Like his contemporary counterparts, the “Tantrik-babas” who advertise their ‘powers’ in railway stations and bus stands, the siddha of yore solved problems: through a series of rituals he could make you prosperous and powerful, get rid of your enemies, give you a male child, make someone fall in love with you…In other words, he could change the world so that it suited you. He was a sorcerer-sage.

Tantrik rites have their roots in man’s primal needs to cope with the problem that is life. In India, seers and sages have prescribed many solutions. These include the intellectual approach or gyan based on meditation and contemplation, the emotional approach or bhakti based on passionate devotion and adoration, the social approach or karma based on detached performance and selfless service, and finally the mechanical approach or tantra based on the chanting of hymns, use of charms and the meticulous execution of rituals. These approaches evolved over 4000 years ago and more often than not compliment each other.

Around the 6th century AD, when the first Tantras appeared, India was getting impatient with the monastic ideologies of Buddism and Jainism, which a thousand years earlier had emerged as a powerful alternative to hollow Vedic ritualism. But Buddhist detachment and Jain austerity demanded too much discipline. More and more people turned to the solitary sorcerer-sages such as siddhas who for centuries had wandered the countryside displaying the power to channel cosmic forces at will.

Opinions are divided over whether the first siddha was an offshoot of the pastoral Vedic communities or a member of non-Vedic agricultural and tribal communities. Their rituals can be traced back to Vedic manuscript dated 800 BC. Whatever be the case, realizing the popularity of the way of the siddha, attempts were made to align these rituals with Brahmincal, Buddhist and Jain ideology and bring them to the mainstream. This lead to the writing of the “Tantras” which promised immediate fulfilment of one’s desires – be it spiritual or material.

The rituals rejected both the monastic way of thinking as well as the deeply ingrained caste system. They included blood sacrifice (mamsa), offerings of alcohol (madya) and sexual union (maithuna). A person of any caste could follow the rituals, provided he had been found suitable and initiated by a guru. The sex clearly broke all rules of civilized conduct – the sexual partner could not be one’s wife, a member of the lower castes was preferred.  Some scriptures even recommended incest. And there were a few that even suggested use of a dead body. Sex did not take place in the house. It took place either in a shrine or the crematorium, often under the supervision of the guru, after various rites of purification, consumption of hallucinogenic agents and invocation of fearsome deities visualized as violent and sexual beings.

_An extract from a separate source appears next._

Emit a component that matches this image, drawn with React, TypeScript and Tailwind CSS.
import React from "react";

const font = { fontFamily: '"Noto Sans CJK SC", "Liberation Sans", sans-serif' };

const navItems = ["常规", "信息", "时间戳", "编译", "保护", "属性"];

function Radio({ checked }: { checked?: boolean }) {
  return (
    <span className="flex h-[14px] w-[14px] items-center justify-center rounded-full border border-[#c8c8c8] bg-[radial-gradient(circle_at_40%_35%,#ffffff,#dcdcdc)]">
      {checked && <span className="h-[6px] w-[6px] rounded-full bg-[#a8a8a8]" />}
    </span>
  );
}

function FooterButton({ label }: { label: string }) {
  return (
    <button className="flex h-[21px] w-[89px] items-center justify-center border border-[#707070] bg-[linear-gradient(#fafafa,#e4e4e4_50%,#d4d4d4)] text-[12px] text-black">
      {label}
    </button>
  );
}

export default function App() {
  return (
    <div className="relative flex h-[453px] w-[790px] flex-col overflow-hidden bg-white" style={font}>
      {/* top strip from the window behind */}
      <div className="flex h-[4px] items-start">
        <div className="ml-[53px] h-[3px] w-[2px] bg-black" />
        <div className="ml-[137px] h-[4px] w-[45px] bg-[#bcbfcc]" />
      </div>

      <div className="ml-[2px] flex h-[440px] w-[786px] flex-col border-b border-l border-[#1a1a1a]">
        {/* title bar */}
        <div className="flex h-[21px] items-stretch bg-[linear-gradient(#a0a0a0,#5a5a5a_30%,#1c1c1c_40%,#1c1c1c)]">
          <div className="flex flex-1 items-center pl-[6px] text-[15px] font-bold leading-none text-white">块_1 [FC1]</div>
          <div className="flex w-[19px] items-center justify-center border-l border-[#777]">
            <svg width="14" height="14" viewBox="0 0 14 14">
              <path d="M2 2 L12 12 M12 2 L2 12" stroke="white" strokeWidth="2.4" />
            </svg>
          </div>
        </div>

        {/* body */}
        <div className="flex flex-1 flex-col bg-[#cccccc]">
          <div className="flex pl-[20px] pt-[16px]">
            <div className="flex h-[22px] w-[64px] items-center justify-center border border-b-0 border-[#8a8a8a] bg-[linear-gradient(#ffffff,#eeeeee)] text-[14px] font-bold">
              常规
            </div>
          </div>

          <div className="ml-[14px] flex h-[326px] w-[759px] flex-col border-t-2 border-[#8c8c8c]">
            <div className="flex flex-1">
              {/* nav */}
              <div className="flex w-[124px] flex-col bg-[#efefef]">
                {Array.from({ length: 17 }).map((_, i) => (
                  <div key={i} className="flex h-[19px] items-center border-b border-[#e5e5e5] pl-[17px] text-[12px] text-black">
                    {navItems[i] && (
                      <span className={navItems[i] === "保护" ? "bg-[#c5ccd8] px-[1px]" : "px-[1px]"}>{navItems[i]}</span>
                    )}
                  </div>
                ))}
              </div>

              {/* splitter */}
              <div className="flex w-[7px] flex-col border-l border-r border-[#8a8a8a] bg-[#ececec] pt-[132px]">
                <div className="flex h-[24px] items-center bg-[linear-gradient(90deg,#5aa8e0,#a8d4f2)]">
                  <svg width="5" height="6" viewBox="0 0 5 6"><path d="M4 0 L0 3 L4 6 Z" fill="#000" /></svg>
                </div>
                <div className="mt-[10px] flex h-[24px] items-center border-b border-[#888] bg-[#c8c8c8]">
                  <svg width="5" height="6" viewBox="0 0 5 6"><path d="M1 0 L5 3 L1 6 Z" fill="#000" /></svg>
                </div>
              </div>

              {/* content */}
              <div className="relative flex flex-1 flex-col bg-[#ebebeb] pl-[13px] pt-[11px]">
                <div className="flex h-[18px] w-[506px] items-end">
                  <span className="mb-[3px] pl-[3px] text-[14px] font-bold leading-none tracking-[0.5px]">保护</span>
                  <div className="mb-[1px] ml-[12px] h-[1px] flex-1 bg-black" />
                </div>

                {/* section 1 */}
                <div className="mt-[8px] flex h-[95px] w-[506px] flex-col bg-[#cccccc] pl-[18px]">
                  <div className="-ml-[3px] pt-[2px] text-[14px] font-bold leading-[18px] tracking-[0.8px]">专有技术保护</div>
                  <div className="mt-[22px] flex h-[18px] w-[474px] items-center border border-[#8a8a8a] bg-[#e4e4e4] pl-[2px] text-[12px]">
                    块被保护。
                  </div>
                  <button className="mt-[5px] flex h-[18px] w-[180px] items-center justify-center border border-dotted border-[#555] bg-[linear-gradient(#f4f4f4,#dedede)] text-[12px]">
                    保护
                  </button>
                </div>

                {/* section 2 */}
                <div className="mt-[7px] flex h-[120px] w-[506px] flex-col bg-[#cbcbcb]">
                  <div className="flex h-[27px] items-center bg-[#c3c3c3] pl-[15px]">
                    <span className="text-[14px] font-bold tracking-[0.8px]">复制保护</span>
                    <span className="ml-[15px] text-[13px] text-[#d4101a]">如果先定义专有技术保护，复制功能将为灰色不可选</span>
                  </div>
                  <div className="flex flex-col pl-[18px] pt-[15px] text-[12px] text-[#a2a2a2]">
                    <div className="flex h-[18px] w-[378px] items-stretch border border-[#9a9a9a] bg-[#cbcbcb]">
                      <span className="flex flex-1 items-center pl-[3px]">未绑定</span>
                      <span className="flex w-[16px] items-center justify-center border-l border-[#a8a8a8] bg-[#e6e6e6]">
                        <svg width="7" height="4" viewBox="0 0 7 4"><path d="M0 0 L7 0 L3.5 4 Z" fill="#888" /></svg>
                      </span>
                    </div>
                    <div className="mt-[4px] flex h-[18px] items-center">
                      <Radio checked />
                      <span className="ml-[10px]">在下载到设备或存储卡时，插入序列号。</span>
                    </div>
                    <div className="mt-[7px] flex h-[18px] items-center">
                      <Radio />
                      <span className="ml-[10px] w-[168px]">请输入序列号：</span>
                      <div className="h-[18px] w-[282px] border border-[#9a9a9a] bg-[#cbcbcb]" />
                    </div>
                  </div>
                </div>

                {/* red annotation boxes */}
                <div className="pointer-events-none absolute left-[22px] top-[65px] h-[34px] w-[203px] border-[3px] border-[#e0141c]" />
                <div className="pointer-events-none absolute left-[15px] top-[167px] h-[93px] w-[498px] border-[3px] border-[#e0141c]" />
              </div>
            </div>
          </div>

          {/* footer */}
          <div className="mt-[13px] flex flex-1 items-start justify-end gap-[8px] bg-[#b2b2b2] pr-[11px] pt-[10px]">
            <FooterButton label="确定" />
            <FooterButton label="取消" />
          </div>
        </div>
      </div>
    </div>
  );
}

That Tantra identifies women as Shakti or the source of power, has led to the widespread belief that Tantra was a woman’s religion. Tantra is full of powerful and autonomous and fearsome goddesses such as the Mahvidyas and Yoginis who are quite unlike their docile counterparts in mainstream religions. However, the texts and rituals are always prescribed for men, not women. The sadhaka and the siddha are always men. The woman who is part of the ritual is merely an instrument, an extremely critical instrument, to achieve the goal. Like semen, menstrual blood, was believed to have magical powers. However, unlike semen, menstrual blood was not under voluntary control, making women inferior beings. The sadhaka used copulation to use the power of the menstrual blood to help him ‘reverse’ the flow of his semen. This was the state of urdhva-retas or the upward movement of semen which led to the blooming of charkas – a series of psycho-physiological changes that led to the appearance of boon-bestowing deities and change in the levels of consciousness. In art, the state of urdhva-retas was depicted by the erect phallus of Shiva, the lord of Tantra.

Stripped of all magical and mystical vocabulary, Tantra seems to force every individual to acknowledge the reality of Nature that culture tries to suppress, repress, deny and reject through legal, ethical and moral systems. It forces us to confront the dark secrets we shove into our subconscious: that life is impersonal, life feeds on life, that society bridles natural impulses of sex and violence for the sake of order. Beneath the values, standards, prejudices and judgements, there is the world of infinite possibilities, and probabilities, a magical world – sexual or otherwise – that is accessible to anyone provided one is willing to risk the security and the comfort of the given.